Another solution is the Starbucks solution. Starbucks doesn’t provide free Wi-Fi. But, it does have a subscription Wi-Fi service for which customers can pay and receive a user name and password particular to them. And, since the customer can use it at thousands of locations across the nation, this may be worth it to the subscriber.
So far, however, I know of no lawsuit brought or crimes prosecuted alleging wireless Internet poaching in cases where there is no password protection, and think that there is good reason not to allow such suits.
As in most cases of “intellectual property” infringement, the real issue is not that the poacher deprives someone of something, but that they are unjustly enriched by using it – they get something for nothing, while someone else pays. The failure of early intellectual property lawyers to conceptualize the issue this way may be, as much as anything, a product of the Anglo-American legal system (which has exerted a strong influence on international intellectual property standards, despite the fact that most countries have legal systems based on those of France and Germany called the Civil Law system). Historically, Anglo-American law recognized legal rights arising out of either contract (i.e. an agreement between two people), property rights, or torts (i.e. civil wrongs arising out of one’s general obligations to the world, like a duty to use reasonable care not to injure others). The law of unjust enrichment in the United States (related areas are the law of restitution and the law of “quasi-contract”, quantum meriut or promissory estoppel), is comparatively in its infancy. Unjust enrichment wasn’t a standard part of the law school curriculum until at least the 1960s.
In the European context, the classic example from which it was drawn was someone who intervened without being asked to tend an absent Roman farmer’s estate when he was called off to war and wanted compensation afterwards. Classic scenarios in American law dealt with in this way include the obligation to return deposits accidentally made to your bank account, and to pay for having your house painted when the painter accidentally paints your house rather than the house of the man who paid him to paint his house, and you don’t appraise the painter of his mistake.

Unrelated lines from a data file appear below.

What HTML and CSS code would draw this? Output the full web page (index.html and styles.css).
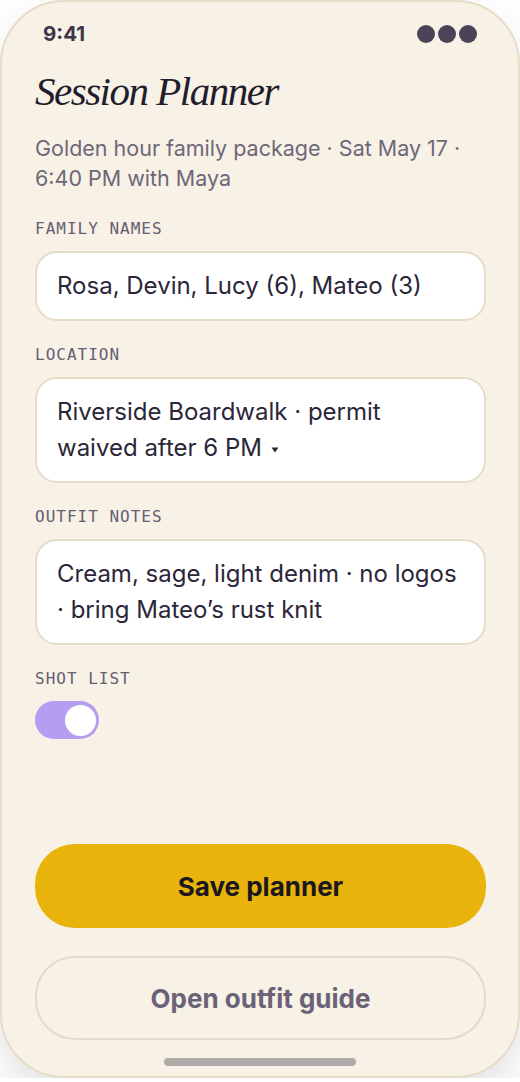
FILE: index.html
```html
<!DOCTYPE html>
<html lang="en">
<head>
    <meta charset="UTF-8">
    <meta name="viewport" content="width=device-width, initial-scale=1.0">
    <title>Session Planner</title>
    <link rel="stylesheet" href="styles.css">
</head>
<body>
    <div class="phone">
        <div class="status-bar">
            <span class="time">9:41</span>
            <span class="status-dots"><i></i><i></i><i></i></span>
        </div>

        <main class="content">
            <h1 class="title">Session Planner</h1>
            <p class="subtitle">Golden hour family package · Sat May 17 · 6:40 PM with Maya</p>

            <div class="field">
                <div class="field-label">FAMILY NAMES</div>
                <div class="field-box">Rosa, Devin, Lucy (6), Mateo (3)</div>
            </div>

            <div class="field">
                <div class="field-label">LOCATION</div>
                <div class="field-box">Riverside Boardwalk · permit waived after 6 PM <svg class="caret" width="8" height="6" viewBox="0 0 8 6"><path d="M0.5 0.5h7L4 5.5z" fill="#2b2639"/></svg></div>
            </div>

            <div class="field">
                <div class="field-label">OUTFIT NOTES</div>
                <div class="field-box">Cream, sage, light denim · no logos · bring Mateo’s rust knit</div>
            </div>

            <div class="field">
                <div class="field-label">SHOT LIST</div>
                <div class="toggle is-on"><span class="toggle-knob"></span></div>
            </div>

            <div class="actions">
                <button class="btn btn-primary">Save planner</button>
                <button class="btn btn-secondary">Open outfit guide</button>
            </div>
        </main>

        <div class="home-indicator"></div>
    </div>
</body>
</html>
```

FILE: styles.css
```css
* {
    box-sizing: border-box;
}

body {
    margin: 0;
    background: #ffffff;
    font-family: Inter, "Noto Sans", sans-serif;
    color: #2b2639;
}

.phone {
    width: 520px;
    height: 1078px;
    border: 2px solid #e6dcc8;
    border-radius: 64px;
    background: #f7f1e6;
    box-shadow: 0 18px 40px rgba(0, 0, 0, 0.12);
    display: flex;
    flex-direction: column;
    overflow: hidden;
}

.status-bar {
    display: flex;
    justify-content: space-between;
    align-items: center;
    padding: 19px 41px 0 41px;
    height: 44px;
}

.time {
    font-size: 20.5px;
    font-weight: 700;
    color: #3d3748;
}

.status-dots {
    display: flex;
    gap: 3px;
}

.status-dots i {
    width: 18px;
    height: 18px;
    border-radius: 50%;
    background: #4b4459;
}

.content {
    flex: 1;
    display: flex;
    flex-direction: column;
    padding: 0 32px 0 33px;
}

.title {
    margin: 22px 0 0;
    font-family: "Liberation Serif", serif;
    font-style: italic;
    font-weight: 400;
    font-size: 41px;
    line-height: 46px;
    letter-spacing: -1.5px;
    color: #221d2c;
}

.subtitle {
    margin: 19px 0 26px;
    font-size: 21.5px;
    line-height: 30px;
    color: #6e6779;
}

.field {
    margin-bottom: 24px;
}

.field-label {
    font-family: "DejaVu Sans Mono", monospace;
    font-size: 16px;
    line-height: 20px;
    letter-spacing: 1px;
    color: #655e72;
    margin-bottom: 12px;
}

.field-box {
    background: #ffffff;
    border: 2px solid #e6dcc8;
    border-radius: 22px;
    padding: 15px 20px;
    font-size: 24px;
    line-height: 36px;
    color: #2b2639;
}

.caret {
    vertical-align: 3px;
    margin-left: 2px;
}

.toggle {
    width: 64px;
    height: 38px;
    border-radius: 19px;
    background: #b59df1;
    display: flex;
    align-items: center;
    padding: 0 3px;
}

.toggle.is-on {
    justify-content: flex-end;
}

.toggle-knob {
    width: 31px;
    height: 31px;
    border-radius: 50%;
    background: #ffffff;
}

.actions {
    margin-top: auto;
    display: flex;
    flex-direction: column;
    gap: 28px;
}

.btn {
    width: 100%;
    height: 84px;
    border-radius: 40px;
    font-family: Inter, "Noto Sans", sans-serif;
    font-size: 26px;
    font-weight: 700;
    cursor: pointer;
}

.btn-primary {
    background: #e8b30a;
    border: none;
    color: #1b1720;
}

.btn-secondary {
    background: transparent;
    border: 2px solid #e3dac7;
    color: #6b6278;
}

.home-indicator {
    align-self: center;
    width: 192px;
    height: 8px;
    border-radius: 4px;
    background: #b0aaa8;
    margin: 18px 0 10px;
}
```
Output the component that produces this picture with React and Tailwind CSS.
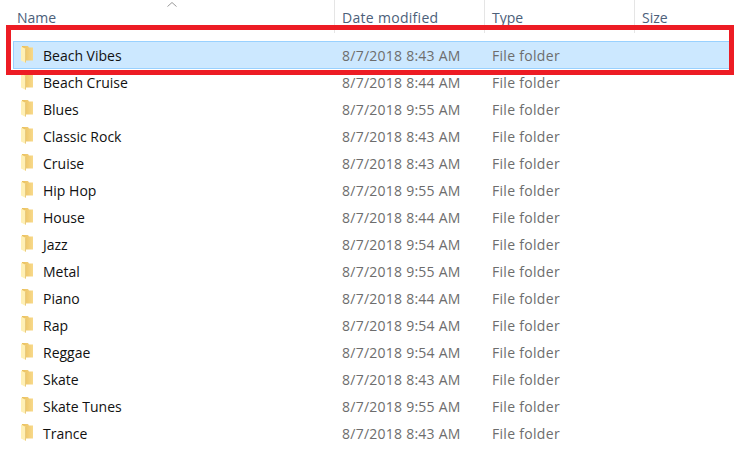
const rows = [
  ["Beach Vibes", "8/7/2018 8:43 AM"],
  ["Beach Cruise", "8/7/2018 8:44 AM"],
  ["Blues", "8/7/2018 9:55 AM"],
  ["Classic Rock", "8/7/2018 8:43 AM"],
  ["Cruise", "8/7/2018 8:43 AM"],
  ["Hip Hop", "8/7/2018 9:55 AM"],
  ["House", "8/7/2018 8:44 AM"],
  ["Jazz", "8/7/2018 9:54 AM"],
  ["Metal", "8/7/2018 9:55 AM"],
  ["Piano", "8/7/2018 8:44 AM"],
  ["Rap", "8/7/2018 9:54 AM"],
  ["Reggae", "8/7/2018 9:54 AM"],
  ["Skate", "8/7/2018 8:43 AM"],
  ["Skate Tunes", "8/7/2018 9:55 AM"],
  ["Trance", "8/7/2018 8:43 AM"],
];

function Folder() {
  return (
    <svg width="12" height="17" viewBox="0 0 12 17" className="shrink-0 mb-[3px]">
      <defs>
        <linearGradient id="folderBack" x1="0" y1="0" x2="1" y2="0">
          <stop offset="0" stopColor="#e9bf5c" />
          <stop offset="1" stopColor="#f8d98a" />
        </linearGradient>
      </defs>
      <path d="M1 0H7L8 1.5H12V14.5H1Z" fill="url(#folderBack)" />
      <path d="M0 0.5L5 3V17L0 14.5Z" fill="#fff0b5" />
      <path d="M4.5 3V16.5" stroke="#e8cb80" strokeWidth="1" />
    </svg>
  );
}

function Head({ children, className }) {
  return (
    <div className={"h-[33px] border-r border-[#e5e5e5] text-[#4c607a] pt-[7px] leading-[22px] " + className}>
      {children}
    </div>
  );
}

export default function App() {
  return (
    <div className="relative w-[734px] h-[451px] overflow-hidden bg-white text-[14px] font-['Open_Sans','Noto_Sans',sans-serif]">
      <div className="grid grid-cols-[335px_150px_150px_1fr]">
        <Head className="pl-[17px]">Name</Head>
        <Head className="pl-[7px] tracking-[0.3px]">Date modified</Head>
        <Head className="pl-[7px]">Type</Head>
        <div className="h-[33px] text-[#4c607a] pl-[7px] pt-[7px] leading-[22px]">Size</div>
      </div>
      <svg width="12" height="7" viewBox="0 0 12 7" className="absolute left-[166px] top-[1px]">
        <path d="M1.5 5.5L6 1.5L10.5 5.5" fill="none" stroke="#9a9a9a" strokeWidth="1" />
      </svg>
      <div className="pt-[9px] pl-[13px] pr-[4px]">
        {rows.map(([name, date], i) => (
          <div
            key={name}
            className={
              "grid grid-cols-[322px_150px_1fr] items-center " +
              (i === 0
                ? "h-[28px] -mt-px pt-px bg-[#cce8ff] outline outline-1 -outline-offset-1 outline-[#99d1ff]"
                : "h-[27px]")
            }
          >
            <div className="flex items-center gap-[10px] pl-[8px] text-[#111111]">
              <Folder />
              <span>{name}</span>
            </div>
            <div className="pl-[7px] text-[#6d6d6d] tracking-[0.25px]">{date}</div>
            <div className="pl-[7px] text-[#6d6d6d] tracking-[0.3px]">File folder</div>
          </div>
        ))}
      </div>
      <div className="absolute left-[6px] top-[25px] w-[728px] h-[50px] border-[5px] border-[#ed1c24]" />
    </div>
  );
}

Unjust enrichment and property rights concepts lead naturally to very different approaches. In an unjust enrichment case, the sole remedy is usually a civil suit for damages and the measure of damages is typically what it would have cost that person to receive the benefit. Thus, poaching wireless internet service for a month might give rise to a $50 civil suit, and copying a CD illegally might give rise to a $15 suit. Generally speaking, American law has allowed neither attorneys’ fees nor punitive damages in unjust enrichment suits.
In contrast, breaching someone else’s property rights is usually criminal or quasi-criminal. Hence, using someone else’s intellectual property without permission, trespassing on their land, or using their car without their permission can all typically land you in jail, even if there are no passwords or fences to stop you, and in the case of the car, even in the case where the car is unlocked and the keys are in the ignition. (Another of the important places this distinction plays out in law is the distinction between people who owe you a fiduciary duty to protect your property, and people who have only a contractual duty to repay you. You bank has not committed a crime when it refuses to pay you the money it owes you for the bank deposits you have made, but you broker has committed a crime when he refuses to turn over the stocks in your brokerage account.)
In the case of poaching, if someone else’s Wi-Fi band is their property, then you are trespassing when you use it, and that is a crime. But, there is nothing obvious about this fact pattern that tells us if it makes sense to call it a property right or not. My view is that there isn’t a platonically right answer, and that, instead, we should look to which regime makes the most sense and produces the most pleasing results. Most of the time, in the case of modern intellectual property right issues and related issues like Internet poaching, our moral intuition about the severity of the offense is best matched by an unjust enrichment model, and there may be prudential reasons to disallow any suits at all, because self-help provides a better solution.
3 comments:
More analysis of the signal poaching issue can be found here.
I know of one example of an arrest for signal poaching. PC World discusses the issue here. The term was allegedly coined by the author of this article in PC Magazine whose blog is the first comment in this post. This link restates the contractual but unenforceable ban on bandwidth sharing and the risks associated with anonymity via wi-fi links (which I am aware that some people use for precisely that purpose). About.com notes a UK signal poaching arrest.
Poaching the property of some for the benefit of others is nothing new. Some of my income is taken to pay for foodshare, for an example.